Source data
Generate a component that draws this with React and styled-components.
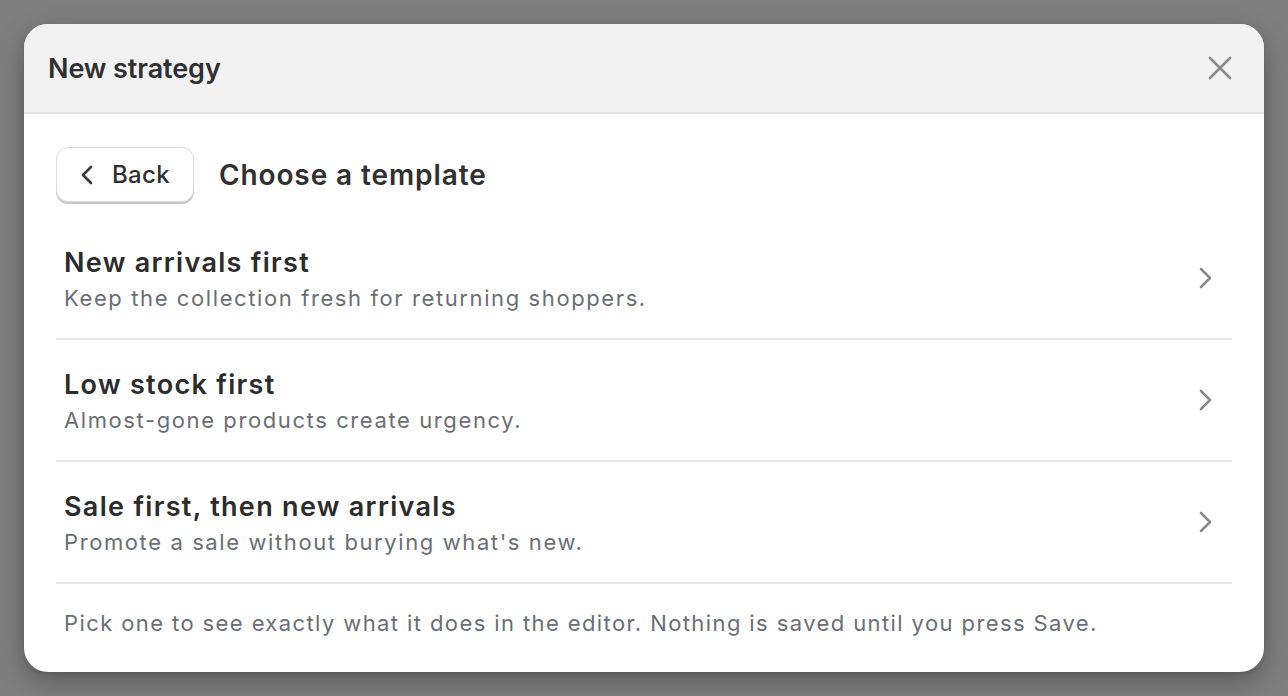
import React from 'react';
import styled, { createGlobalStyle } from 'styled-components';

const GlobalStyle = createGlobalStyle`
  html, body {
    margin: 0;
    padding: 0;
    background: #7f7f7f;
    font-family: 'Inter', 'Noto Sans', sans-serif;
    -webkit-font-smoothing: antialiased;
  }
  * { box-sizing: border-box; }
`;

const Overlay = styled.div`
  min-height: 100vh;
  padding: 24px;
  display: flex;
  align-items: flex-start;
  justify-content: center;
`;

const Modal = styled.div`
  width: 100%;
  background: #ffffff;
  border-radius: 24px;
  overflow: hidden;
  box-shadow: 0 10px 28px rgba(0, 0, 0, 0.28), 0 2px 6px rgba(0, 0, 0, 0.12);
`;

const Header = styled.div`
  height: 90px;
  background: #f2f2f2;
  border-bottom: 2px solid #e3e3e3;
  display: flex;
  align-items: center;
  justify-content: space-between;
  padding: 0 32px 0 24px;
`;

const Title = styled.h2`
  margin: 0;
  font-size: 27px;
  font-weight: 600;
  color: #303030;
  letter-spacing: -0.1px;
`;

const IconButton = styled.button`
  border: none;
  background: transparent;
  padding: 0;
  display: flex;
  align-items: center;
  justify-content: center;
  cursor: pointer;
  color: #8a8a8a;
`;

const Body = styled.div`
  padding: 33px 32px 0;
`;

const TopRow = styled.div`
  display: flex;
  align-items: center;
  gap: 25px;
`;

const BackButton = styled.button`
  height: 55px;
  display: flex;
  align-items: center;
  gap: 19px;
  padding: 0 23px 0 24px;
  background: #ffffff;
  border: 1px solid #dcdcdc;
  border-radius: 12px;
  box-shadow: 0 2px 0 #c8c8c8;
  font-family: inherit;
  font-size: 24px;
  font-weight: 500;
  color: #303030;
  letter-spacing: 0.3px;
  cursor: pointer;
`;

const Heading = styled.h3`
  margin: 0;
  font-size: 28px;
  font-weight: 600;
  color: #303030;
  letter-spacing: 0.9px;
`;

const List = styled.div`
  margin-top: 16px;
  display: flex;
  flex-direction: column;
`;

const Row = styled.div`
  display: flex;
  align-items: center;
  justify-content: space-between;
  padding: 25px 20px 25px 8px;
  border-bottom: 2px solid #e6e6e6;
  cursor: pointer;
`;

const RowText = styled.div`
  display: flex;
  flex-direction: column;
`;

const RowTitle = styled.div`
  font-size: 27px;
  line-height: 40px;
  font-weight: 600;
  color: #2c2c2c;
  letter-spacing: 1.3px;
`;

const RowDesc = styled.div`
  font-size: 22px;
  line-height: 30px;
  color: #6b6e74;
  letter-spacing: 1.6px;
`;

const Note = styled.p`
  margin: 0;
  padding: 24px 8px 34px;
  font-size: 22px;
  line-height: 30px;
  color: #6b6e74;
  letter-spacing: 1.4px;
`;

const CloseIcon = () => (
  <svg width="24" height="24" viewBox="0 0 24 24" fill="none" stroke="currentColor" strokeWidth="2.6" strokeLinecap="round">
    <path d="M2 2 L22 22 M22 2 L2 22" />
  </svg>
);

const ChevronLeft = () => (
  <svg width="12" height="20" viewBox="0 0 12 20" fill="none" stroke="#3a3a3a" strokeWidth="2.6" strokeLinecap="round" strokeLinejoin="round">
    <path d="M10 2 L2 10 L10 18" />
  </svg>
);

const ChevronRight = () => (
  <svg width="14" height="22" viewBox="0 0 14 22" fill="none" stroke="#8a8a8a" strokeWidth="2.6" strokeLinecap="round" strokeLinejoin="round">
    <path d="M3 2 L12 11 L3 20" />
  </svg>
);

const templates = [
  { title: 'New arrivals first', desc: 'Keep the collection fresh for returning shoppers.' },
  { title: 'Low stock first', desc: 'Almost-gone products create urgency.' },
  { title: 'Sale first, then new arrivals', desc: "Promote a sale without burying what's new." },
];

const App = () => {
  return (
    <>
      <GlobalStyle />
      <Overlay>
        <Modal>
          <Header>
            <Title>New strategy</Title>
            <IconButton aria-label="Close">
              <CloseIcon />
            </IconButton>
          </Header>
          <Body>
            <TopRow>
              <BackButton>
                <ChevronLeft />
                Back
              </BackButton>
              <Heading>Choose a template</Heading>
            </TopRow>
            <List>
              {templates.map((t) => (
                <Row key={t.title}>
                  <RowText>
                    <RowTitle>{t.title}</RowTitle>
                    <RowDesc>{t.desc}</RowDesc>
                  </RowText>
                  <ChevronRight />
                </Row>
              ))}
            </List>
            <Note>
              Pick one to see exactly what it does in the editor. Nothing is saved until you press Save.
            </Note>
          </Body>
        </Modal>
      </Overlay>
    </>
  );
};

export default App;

Given instruction
Print the full listing exactly, dropping the pictures.

Exercise output
Generate a component that draws this with React and styled-components.
import React from 'react';
import styled, { createGlobalStyle } from 'styled-components';

const GlobalStyle = createGlobalStyle`
  html, body {
    margin: 0;
    padding: 0;
    background: #7f7f7f;
    font-family: 'Inter', 'Noto Sans', sans-serif;
    -webkit-font-smoothing: antialiased;
  }
  * { box-sizing: border-box; }
`;

const Overlay = styled.div`
  min-height: 100vh;
  padding: 24px;
  display: flex;
  align-items: flex-start;
  justify-content: center;
`;

const Modal = styled.div`
  width: 100%;
  background: #ffffff;
  border-radius: 24px;
  overflow: hidden;
  box-shadow: 0 10px 28px rgba(0, 0, 0, 0.28), 0 2px 6px rgba(0, 0, 0, 0.12);
`;

const Header = styled.div`
  height: 90px;
  background: #f2f2f2;
  border-bottom: 2px solid #e3e3e3;
  display: flex;
  align-items: center;
  justify-content: space-between;
  padding: 0 32px 0 24px;
`;

const Title = styled.h2`
  margin: 0;
  font-size: 27px;
  font-weight: 600;
  color: #303030;
  letter-spacing: -0.1px;
`;

const IconButton = styled.button`
  border: none;
  background: transparent;
  padding: 0;
  display: flex;
  align-items: center;
  justify-content: center;
  cursor: pointer;
  color: #8a8a8a;
`;

const Body = styled.div`
  padding: 33px 32px 0;
`;

const TopRow = styled.div`
  display: flex;
  align-items: center;
  gap: 25px;
`;

const BackButton = styled.button`
  height: 55px;
  display: flex;
  align-items: center;
  gap: 19px;
  padding: 0 23px 0 24px;
  background: #ffffff;
  border: 1px solid #dcdcdc;
  border-radius: 12px;
  box-shadow: 0 2px 0 #c8c8c8;
  font-family: inherit;
  font-size: 24px;
  font-weight: 500;
  color: #303030;
  letter-spacing: 0.3px;
  cursor: pointer;
`;

const Heading = styled.h3`
  margin: 0;
  font-size: 28px;
  font-weight: 600;
  color: #303030;
  letter-spacing: 0.9px;
`;

const List = styled.div`
  margin-top: 16px;
  display: flex;
  flex-direction: column;
`;

const Row = styled.div`
  display: flex;
  align-items: center;
  justify-content: space-between;
  padding: 25px 20px 25px 8px;
  border-bottom: 2px solid #e6e6e6;
  cursor: pointer;
`;

const RowText = styled.div`
  display: flex;
  flex-direction: column;
`;

const RowTitle = styled.div`
  font-size: 27px;
  line-height: 40px;
  font-weight: 600;
  color: #2c2c2c;
  letter-spacing: 1.3px;
`;

const RowDesc = styled.div`
  font-size: 22px;
  line-height: 30px;
  color: #6b6e74;
  letter-spacing: 1.6px;
`;

const Note = styled.p`
  margin: 0;
  padding: 24px 8px 34px;
  font-size: 22px;
  line-height: 30px;
  color: #6b6e74;
  letter-spacing: 1.4px;
`;

const CloseIcon = () => (
  <svg width="24" height="24" viewBox="0 0 24 24" fill="none" stroke="currentColor" strokeWidth="2.6" strokeLinecap="round">
    <path d="M2 2 L22 22 M22 2 L2 22" />
  </svg>
);

const ChevronLeft = () => (
  <svg width="12" height="20" viewBox="0 0 12 20" fill="none" stroke="#3a3a3a" strokeWidth="2.6" strokeLinecap="round" strokeLinejoin="round">
    <path d="M10 2 L2 10 L10 18" />
  </svg>
);

const ChevronRight = () => (
  <svg width="14" height="22" viewBox="0 0 14 22" fill="none" stroke="#8a8a8a" strokeWidth="2.6" strokeLinecap="round" strokeLinejoin="round">
    <path d="M3 2 L12 11 L3 20" />
  </svg>
);

const templates = [
  { title: 'New arrivals first', desc: 'Keep the collection fresh for returning shoppers.' },
  { title: 'Low stock first', desc: 'Almost-gone products create urgency.' },
  { title: 'Sale first, then new arrivals', desc: "Promote a sale without burying what's new." },
];

const App = () => {
  return (
    <>
      <GlobalStyle />
      <Overlay>
        <Modal>
          <Header>
            <Title>New strategy</Title>
            <IconButton aria-label="Close">
              <CloseIcon />
            </IconButton>
          </Header>
          <Body>
            <TopRow>
              <BackButton>
                <ChevronLeft />
                Back
              </BackButton>
              <Heading>Choose a template</Heading>
            </TopRow>
            <List>
              {templates.map((t) => (
                <Row key={t.title}>
                  <RowText>
                    <RowTitle>{t.title}</RowTitle>
                    <RowDesc>{t.desc}</RowDesc>
                  </RowText>
                  <ChevronRight />
                </Row>
              ))}
            </List>
            <Note>
              Pick one to see exactly what it does in the editor. Nothing is saved until you press Save.
            </Note>
          </Body>
        </Modal>
      </Overlay>
    </>
  );
};

export default App;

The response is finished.